Mark McGuire (born December 31, 1986) is an American musician. A former member of Emeralds, McGuire is a multi-instrumentalist who has been producing solo material since 2007. He has released three solo albums and produces mostly instrumental music that combines electronica and acoustic guitars with psychedelic influences. He has toured internationally as a solo artist supporting among others Julianna Barwick and Jenny Hval while playing headlining shows in Europe, North America, Japan and Australia.

History 

Originally from Cleveland, Ohio, McGuire first picked up a guitar at the age of 9 and played in a variety of high-school bands. In 2005 he joined the first incarnation of Emeralds but continued to work on his own material. Much of these recordings appeared on limited-run CD-Rs and cassettes distributed among friends. His first regular release was a 5-track EP, Solo Acoustic Vol. 2, that was part of a Steve Lowenthal curated series of acoustic songs on the VDSQ label. The record received praise from among others Al Doyle of Hot Chip.

In 2010 he released his first regular solo album Living With Yourself that included various pieces and arrangements recorded over a three-year period. The album was "inspired by my family, the friends I've known the best throughout my life, and everything that has led me to where I am right now". The album appeared on the Austrian label editions Mego to generally favourable reviews.

In 2011 McGuire decided to leave his native city and moved to Portland (OR). In the same year, Peter Rehberg of editions Mego curated and edited a collection of the self-released material McGuire had accumulated of the years. Entitled A Young Person's Guide To Mark McGuire, it contained two discs with twenty selected tracks. Before leaving Cleveland, McGuire had begun work on his next solo album, Get Lost, completing it in the first months after the move.
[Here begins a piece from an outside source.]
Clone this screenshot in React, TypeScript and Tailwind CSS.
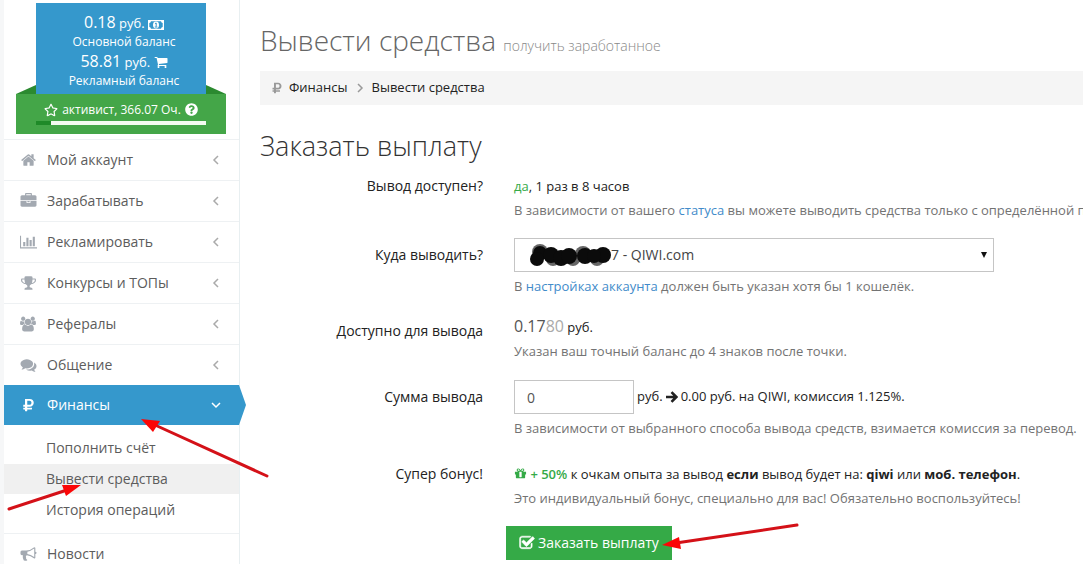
import { useState } from "react";
import type { ReactNode } from "react";
import { FaQuestionCircle, FaRegStar, FaRubleSign } from "react-icons/fa";

const icons = {
  home: "M1472 992v480q0 26-19 45t-45 19h-384v-384h-256v384h-384q-26 0-45-19t-19-45v-480q0-1 .5-3t.5-3l575-474 575 474q1 2 1 6zm223-69l-62 74q-8 9-21 11h-3q-13 0-21-7l-692-577-692 577q-12 8-24 7-13-2-21-11l-62-74q-8-10-7-23.5t11-21.5l719-599q32-26 76-26t76 26l244 204v-195q0-14 9-23t23-9h192q14 0 23 9t9 23v408l219 182q10 8 11 21.5t-7 23.5z",
  briefcase:
    "M640 256h512v-128h-512v128zm1152 640v480q0 66-47 113t-113 47h-1472q-66 0-113-47t-47-113v-480h672v160q0 26 19 45t45 19h320q26 0 45-19t19-45v-160h672zm-768 0v128h-256v-128h256zm768-480v384h-1792v-384q0-66 47-113t113-47h352v-160q0-40 28-68t68-28h576q40 0 68 28t28 68v160h352q66 0 113 47t47 113z",
  chart:
    "M640 896v512h-256v-512h256zm384-512v1024h-256v-1024h256zm1024 1152v128h-2048v-1536h128v1408h1920zm-640-896v768h-256v-768h256zm384-384v1152h-256v-1152h256z",
  trophy:
    "M522 883q-74-162-74-371h-256v96q0 78 94.5 162t235.5 113zm1078-275v-96h-256q0 209-74 371 141-29 235.5-113t94.5-162zm128-128v128q0 71-41.5 143t-112 130-173 97.5-215.5 44.5q-42 54-95 95-38 34-52.5 72.5t-14.5 89.5q0 54 30.5 91t97.5 37q75 0 133.5 45.5t58.5 114.5v64q0 14-9 23t-23 9h-832q-14 0-23-9t-9-23v-64q0-69 58.5-114.5t133.5-45.5q67 0 97.5-37t30.5-91q0-51-14.5-89.5t-52.5-72.5q-53-41-95-95-113-5-215.5-44.5t-173-97.5-112-130-41.5-143v-128q0-40 28-68t68-28h288v-96q0-66 47-113t113-47h576q66 0 113 47t47 113v96h288q40 0 68 28t28 68z",
  users:
    "M593 896q-162 5-265 128h-134q-82 0-138-40.5t-56-118.5q0-353 124-353 6 0 43.5 21t97.5 42.5 119 21.5q67 0 133-23-5 37-5 66 0 159 81 293zm1071 637q0 120-73 189.5t-194 69.5h-874q-121 0-194-69.5t-73-189.5q0-53 3.5-103.5t14-109 26.5-108.5 43-97.5 62-81 85.5-53.5 111.5-20q10 0 43 21.5t73 48 107 48 135 21.5 135-21.5 107-48 73-48 43-21.5q61 0 111.5 20t85.5 53.5 62 81 43 97.5 26.5 108.5 14 109 3.5 103.5zm-1024-1277q0 106-75 181t-181 75-181-75-75-181 75-181 181-75 181 75 75 181zm704 384q0 159-112.5 271.5t-271.5 112.5-271.5-112.5-112.5-271.5 112.5-271.5 271.5-112.5 271.5 112.5 112.5 271.5zm576 225q0 78-56 118.5t-138 40.5h-134q-103-123-265-128 81-134 81-293 0-29-5-66 66 23 133 23 59 0 119-21.5t97.5-42.5 43.5-21q124 0 124 353zm-128-609q0 106-75 181t-181 75-181-75-75-181 75-181 181-75 181 75 75 181z",
  comments:
    "M1408 768q0 139-94 257t-256.5 186.5-353.5 68.5q-86 0-176-16-124 88-278 128-36 9-86 16h-3q-11 0-20.5-8t-11.5-21q-1-3-1-6.5t.5-6.5 2-6l2.5-5 3.5-5.5 4-5 4.5-5 4-4.5q5-6 23-25t26-29.5 22.5-29 25-38.5 20.5-44q-124-72-195-177t-71-224q0-139 94-257t256.5-186.5 353.5-68.5 353.5 68.5 256.5 186.5 94 257zm384 256q0 120-71 224.5t-195 176.5q10 24 20.5 44t25 38.5 22.5 29 26 29.5 23 25q1 1 4 4.5t4.5 5 4 5 3.5 5.5l2.5 5 2 6 .5 6.5-1 6.5q-3 14-13 22t-22 7q-50-7-86-16-154-40-278-128-90 16-176 16-271 0-472-132 58 4 88 4 161 0 309-45t264-129q125-92 192-212t67-254q0-77-23-152 129 71 204 178t75 230z",
  bullhorn:
    "M1664 640q53 0 90.5 37.5t37.5 90.5-37.5 90.5-90.5 37.5v384q0 52-38 90t-90 38q-417-347-812-380-58 19-91 66t-31 100.5 40 92.5q-20 33-23 65.5t6 58 33.5 55 48 50 61.5 50.5q-29 58-111.5 83t-168.5 11.5-132-55.5q-7-23-29.5-87.5t-32-94.5-23-89-15-101 3.5-98.5 22-110.5h-122q-66 0-113-47t-47-113v-192q0-66 47-113t113-47h480q435 0 896-384 52 0 90 38t38 90v384zm-128 604v-954q-394 302-768 343v270q377 42 768 341z",
  cart: "M704 1536q0 52-38 90t-90 38-90-38-38-90 38-90 90-38 90 38 38 90zm896 0q0 52-38 90t-90 38-90-38-38-90 38-90 90-38 90 38 38 90zm128-1088v512q0 24-16.5 42.5t-40.5 21.5l-1044 122q13 60 13 70 0 16-24 64h920q26 0 45 19t19 45-19 45-45 19h-1024q-26 0-45-19t-19-45q0-11 8-31.5t16-36 21.5-40 15.5-29.5l-177-823h-204q-26 0-45-19t-19-45 19-45 45-19h256q16 0 28.5 6.5t19.5 15.5 13 24.5 8 26 5.5 29.5 4.5 26h1201q26 0 45 19t19 45z",
  check:
    "M1472 930v318q0 119-84.5 203.5t-203.5 84.5h-832q-119 0-203.5-84.5t-84.5-203.5v-832q0-119 84.5-203.5t203.5-84.5h832q63 0 117 25 15 7 18 23 3 17-9 29l-49 49q-10 10-23 10-3 0-9-2-23-6-45-6h-832q-66 0-113 47t-47 113v832q0 66 47 113t113 47h832q66 0 113-47t47-113v-254q0-13 9-22l64-64q10-10 23-10 6 0 12 3 20 8 20 29zm231-489l-814 814q-24 24-57 24t-57-24l-430-430q-24-24-24-57t24-57l110-110q24-24 57-24t57 24l263 263 647-647q24-24 57-24t57 24l110 110q24 24 24 57t-24 57z",
  gift: "M1056 1356v-716h-320v716q0 25 18 38.5t46 13.5h192q28 0 46-13.5t18-38.5zm-456-844h195l-126-161q-26-31-69-31-40 0-68 28t-28 68 28 68 68 28zm688-96q0-40-28-68t-68-28q-43 0-69 31l-125 161h194q40 0 68-28t28-68zm376 256v320q0 14-9 23t-23 9h-96v416q0 40-28 68t-68 28h-1088q-40 0-68-28t-28-68v-416h-96q-14 0-23-9t-9-23v-320q0-14 9-23t23-9h440q-93 0-158.5-65.5t-65.5-158.5 65.5-158.5 158.5-65.5q107 0 168 77l128 165 128-165q61-77 168-77 93 0 158.5 65.5t65.5 158.5-65.5 158.5-158.5 65.5h440q14 0 23 9t9 23z",
};

type IconName = keyof typeof icons;

function Icon({ name, className }: { name: IconName; className?: string }) {
  const wide = name === "chart" || name === "users";
  return (
    <svg
      viewBox={wide ? "0 0 2048 1792" : "0 0 1792 1792"}
      fill="currentColor"
      className={className}
      aria-hidden="true"
    >
      <path d={icons[name]} />
    </svg>
  );
}

function Stroke({ d, className, width = 1.5 }: { d: string; className: string; width?: number }) {
  return (
    <svg
      viewBox="0 0 12 12"
      fill="none"
      stroke="currentColor"
      strokeWidth={width}
      className={className}
      aria-hidden="true"
    >
      <path d={d} />
    </svg>
  );
}

function MoneyIcon() {
  return (
    <svg viewBox="0 0 16 10" className="inline-block h-[10px] w-4" aria-hidden="true">
      <path
        fill="#fff"
        fillRule="evenodd"
        d="M0 0h16v10H0zM3 1.3A2 2 0 0 1 1.3 3v4A2 2 0 0 1 3 8.700h10A2 2 0 0 1 14.700 7V3A2 2 0 0 1 13 1.300z"
      />
      <ellipse cx="8" cy="5" rx="3" ry="3.400" fill="#fff" />
      <path d="M7 3.600 8.200 3v3.600M6.800 7h2.600" stroke="#3598cc" fill="none" />
    </svg>
  );
}

const menu: { icon: IconName; text: string }[] = [
  { icon: "home", text: "Мой аккаунт" },
  { icon: "briefcase", text: "Зарабатывать" },
  { icon: "chart", text: "Рекламировать" },
  { icon: "trophy", text: "Конкурсы и ТОПы" },
  { icon: "users", text: "Рефералы" },
  { icon: "comments", text: "Общение" },
];

const submenu = ["Пополнить счёт", "Вывести средства", "История операций"];

function Profile() {
  return (
    <div className="pt-[3px] pr-[13px] pb-[5px] pl-3 text-center text-white">
      <div className="flex items-end">
        <svg viewBox="0 0 20 9" className="h-[9px] w-5" aria-hidden="true">
          <path d="M20 0v9H0z" fill="#2b8a30" />
        </svg>
        <div className="flex-1 bg-[#3598cc] pt-[9px] pb-1 pl-[6px] text-[13px] leading-5">
          <p>
            <span className="text-base leading-5">0.18</span> руб. <MoneyIcon />
          </p>
          <p className="text-xs leading-[18px]">Основной баланс</p>
          <p>
            <span className="text-base leading-5">58.81</span> руб.{" "}
            <Icon name="cart" className="inline-block size-[14px] align-[-2px]" />
          </p>
          <p className="text-xs leading-[18px]">Рекламный баланс</p>
        </div>
        <svg viewBox="0 0 20 9" className="h-[9px] w-5" aria-hidden="true">
          <path d="M0 0v9h20z" fill="#2b8a30" />
        </svg>
      </div>
      <div className="bg-[#44a648] px-5 pt-1 pb-[9px]">
        <p className="flex items-center justify-center gap-1 text-xs leading-[23px] whitespace-nowrap">
          <FaRegStar size={14} />
          активист, 366.07 Оч.
          <FaQuestionCircle size={13} />
        </p>
        <div className="h-1 bg-[#f4fbf1]">
          <div className="h-full w-[15px] bg-[#1f8a28]" />
        </div>
      </div>
    </div>
  );
}

function Sidebar() {
  return (
    <aside className="w-[236px] shrink-0 border-r border-[#e8eff1]">
      <Profile />
      <nav className="text-sm text-[#5c5c5c]">
        {menu.map((item) => (
          <a
            key={item.text}
            href="#"
            className="flex h-[41px] items-center border-t border-[#eef1f3] pr-[17px] pl-4"
          >
            <Icon name={item.icon} className="mr-[10px] h-4 w-[17px] text-[#a3a9b1]" />
            <span className="flex-1">{item.text}</span>
            <Stroke d="M8 2 4 6 8 10" className="size-3 text-[#aaa]" />
          </a>
        ))}
        <a
          href="#"
          className="relative flex h-10 items-center bg-[#3598cc] pr-[17px] pl-4 text-white"
        >
          <FaRubleSign size={14} className="mr-[10px] w-[17px]" />
          <span className="flex-1">Финансы</span>
          <Stroke d="M2 4 6 8 10 4" className="size-3" />
          <svg
            viewBox="0 0 7 40"
            className="absolute top-0 left-full h-10 w-[7px]"
            aria-hidden="true"
          >
            <path d="M0 0l7 20-7 20z" fill="#3598cc" />
          </svg>
        </a>
        <div className="flex flex-col gap-px py-2">
          {submenu.map((text) => (
            <a
              key={text}
              href="#"
              className={
                text === "Вывести средства"
                  ? "bg-[#f0f0f0] pl-[42px] leading-[30px]"
                  : "pl-[42px] leading-[30px]"
              }
            >
              {text}
            </a>
          ))}
        </div>
        <a href="#" className="flex h-[41px] items-center border-t border-[#eef1f3] pl-4">
          <Icon name="bullhorn" className="mr-[10px] h-4 w-[17px] text-[#a3a9b1]" />
          Новости
        </a>
      </nav>
    </aside>
  );
}

function Row({
  label,
  htmlFor,
  className,
  labelClassName = "",
  children,
}: {
  label: string;
  htmlFor?: string;
  className: string;
  labelClassName?: string;
  children: ReactNode;
}) {
  const labelClass = `text-right text-sm leading-5 ${labelClassName}`;
  return (
    <div className={`grid grid-cols-[223px_1fr] gap-x-[31px] whitespace-nowrap ${className}`}>
      {htmlFor ? (
        <label htmlFor={htmlFor} className={labelClass}>
          {label}
        </label>
      ) : (
        <span className={labelClass}>{label}</span>
      )}
      <div className="min-w-0">{children}</div>
    </div>
  );
}

function Help({ children }: { children: ReactNode }) {
  return <p className="mt-1 text-[13px] leading-5 text-[#737373]">{children}</p>;
}

function Redaction() {
  return (
    <svg
      viewBox="0 0 82 26"
      className="pointer-events-none absolute top-[5px] left-4 h-[26px] w-[82px]"
      aria-hidden="true"
    >
      <g fill="#666">
        <circle cx="10" cy="9" r="8" />
        <circle cx="23" cy="16" r="7" />
        <circle cx="43" cy="16" r="7" />
        <circle cx="53" cy="11" r="8" />
        <circle cx="67" cy="16" r="7" />
      </g>
      <g fill="#0b0b0b">
        <circle cx="10" cy="10" r="7" />
        <circle cx="7" cy="16" r="7" />
        <circle cx="21" cy="12" r="8" />
        <circle cx="31" cy="15" r="8" />
        <circle cx="39" cy="13" r="8" />
        <circle cx="55" cy="13" r="8" />
        <circle cx="73" cy="12" r="8" />
        <circle cx="64" cy="13" r="7" />
      </g>
    </svg>
  );
}

function Arrow({
  className,
  viewBox,
  line,
  head,
}: {
  className: string;
  viewBox: string;
  line: string;
  head: string;
}) {
  return (
    <svg
      viewBox={viewBox}
      className={`pointer-events-none absolute ${className}`}
      aria-hidden="true"
    >
      <path d={line} stroke="#d41118" strokeWidth="3" strokeLinecap="round" />
      <path d={head} fill="#fb0606" />
    </svg>
  );
}

export default function App() {
  const [amount, setAmount] = useState("0");

  return (
    <div className="relative flex h-screen overflow-hidden bg-white pl-1 font-['Open_Sans','Noto_Sans',sans-serif] text-[#222]">
      <div className="absolute inset-y-0 left-0 w-1 bg-[#f6f7f8]" />
      <Sidebar />
      <main className="min-w-0 flex-1 pl-5">
        <h1 className="pt-5 text-[28px] leading-10 font-light text-[#666]">
          Вывести средства <small className="text-sm text-[#888]">получить заработанное</small>
        </h1>
        <div className="mt-[11px] flex h-[34px] items-center bg-[#f5f5f5] pl-[11px] text-[13px]">
          <FaRubleSign size={12} color="#999" className="mr-[6px]" />
          <a href="#">Финансы</a>
          <Stroke d="M4 2 8 6 4 10" className="mx-[6px] size-3 text-[#999]" />
          <a href="#">Вывести средства</a>
        </div>

        <h2 className="mt-[23px] text-[27px] leading-9 font-light text-[#333]">
          Заказать выплату
        </h2>
        <form onSubmit={(e) => e.preventDefault()}>
          <Row label="Вывод доступен?" className="mt-3">
            <p className="text-[13px] leading-5">
              <span className="text-[#35aa47]">да</span>, 1 раз в 8 часов
            </p>
            <Help>
              В зависимости от вашего{" "}
              <a href="#" className="text-[#428bca]">
                статуса
              </a>{" "}
              вы можете выводить средства только с определённой п
            </Help>
          </Row>
          <Row
            label="Куда выводить?"
            htmlFor="wallet"
            className="mt-[18px]"
            labelClassName="pt-[7px]"
          >
            <div className="relative w-[480px]">
              <select
                id="wallet"
                className="block h-[34px] w-full appearance-none border border-[#c5c5c5] bg-white pl-[96px] text-sm text-[#444]"
              >
                <option>7 - QIWI.com</option>
              </select>
              <Redaction />
              <svg
                viewBox="0 0 6 6"
                className="pointer-events-none absolute top-[14px] right-[7px] size-[6px]"
                aria-hidden="true"
              >
                <path d="M0 0h6L3 6z" fill="#111" />
              </svg>
            </div>
            <Help>
              В{" "}
              <a href="#" className="text-[#428bca]">
                настройках аккаунта
              </a>{" "}
              должен быть указан хотя бы 1 кошелёк.
            </Help>
          </Row>
          <Row label="Доступно для вывода" className="mt-5" labelClassName="pt-[5px]">
            <p className="text-[13px] leading-5">
              <span className="text-base leading-5 text-[#555]">
                0.17<span className="text-[#aaa]">80</span>
              </span>{" "}
              руб.
            </p>
            <Help>Указан ваш точный баланс до 4 знаков после точки.</Help>
          </Row>
          <Row
            label="Сумма вывода"
            htmlFor="amount"
            className="mt-[19px]"
            labelClassName="pt-[7px]"
          >
            <div className="flex items-center gap-[3px] text-[13px]">
              <input
                id="amount"
                value={amount}
                onChange={(e) => setAmount(e.target.value)}
                className="h-[34px] w-[120px] border border-[#c5c5c5] px-3 text-sm text-[#555]"
              />
              руб.
              <Stroke d="M0 6h10M5.500 1.200 10.300 6 5.500 10.800" width={2.6} className="size-3" />
              0.00 руб. на QIWI, комиссия 1.125%.
            </div>
            <Help>
              В зависимости от выбранного способа вывода средств, взимается комиссия за перевод.
            </Help>
          </Row>
          <Row label="Супер бонус!" className="mt-[26px]">
            <p className="text-[13px] leading-5">
              <span className="font-semibold text-[#35aa47]">
                <Icon name="gift" className="inline-block size-[13px] align-[-1px]" /> + 50%
              </span>{" "}
              к очкам опыта за вывод <b>если</b> вывод будет на: <b>qiwi</b> или{" "}
              <b>моб. телефон</b>.
            </p>
            <Help>Это индивидуальный бонус, специально для вас! Обязательно воспользуйтесь!</Help>
          </Row>
          <button
            type="submit"
            className="mt-[18px] ml-[246px] flex h-[34px] items-center gap-[3px] bg-[#35aa47] px-[13px] text-sm whitespace-nowrap text-white"
          >
            <Icon name="check" className="size-4 stroke-white stroke-[60]" />
            Заказать выплату
          </button>
        </form>
      </main>

      <Arrow
        className="top-[415px] left-[140px] h-[65px] w-[132px]"
        viewBox="140 415 132 65"
        line="M155 425L267 476"
        head="M141 419l19 2-7 11z"
      />
      <Arrow
        className="top-[480px] left-[5px] h-[32px] w-[80px]"
        viewBox="5 480 80 32"
        line="M9 509l58-19"
        head="M81 485l-19 0 4 11z"
      />
      <Arrow
        className="top-[520px] left-[660px] h-[32px] w-[142px]"
        viewBox="660 520 142 32"
        line="M676 543l121-18"
        head="M662 545l17-8 2 12z"
      />
    </div>
  );
}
He described it as 'reflection of a lot that was going on inside my head at that time and the things that were happening around me'. Released in September 2011, the album was described by the New York Times as 'album is warm, well paced, reassuring, confident and manageable in length; it's also self-consciously naïve in feeling, floppy and weirdly distant'.

In January 2013 it was announced that McGuire had left Emeralds for unspecified reasons. In the course of the year, he moved to Los Angeles after completing his third solo album, Along the Way. Released on February 3, 2014, through Dead Oceans Records, McGuire described the album as 'about the journey of an individual entering the world, and his quest for true knowledge about the universe and about himself'. From 2013 to 2014 McGuire played with The Afghan Whigs, also appearing on their 2014 album Do to the Beast.

Discography 

Albums
Living With Yourself (2010)Get Lost (2012)Along the Way (2014)Noctilucence (2014) Beyond Belief (2015) Ideas of Beginning (2017)Do You Hear What I Hear (2018)EPSolo Acoustic Vol. 2 (2009)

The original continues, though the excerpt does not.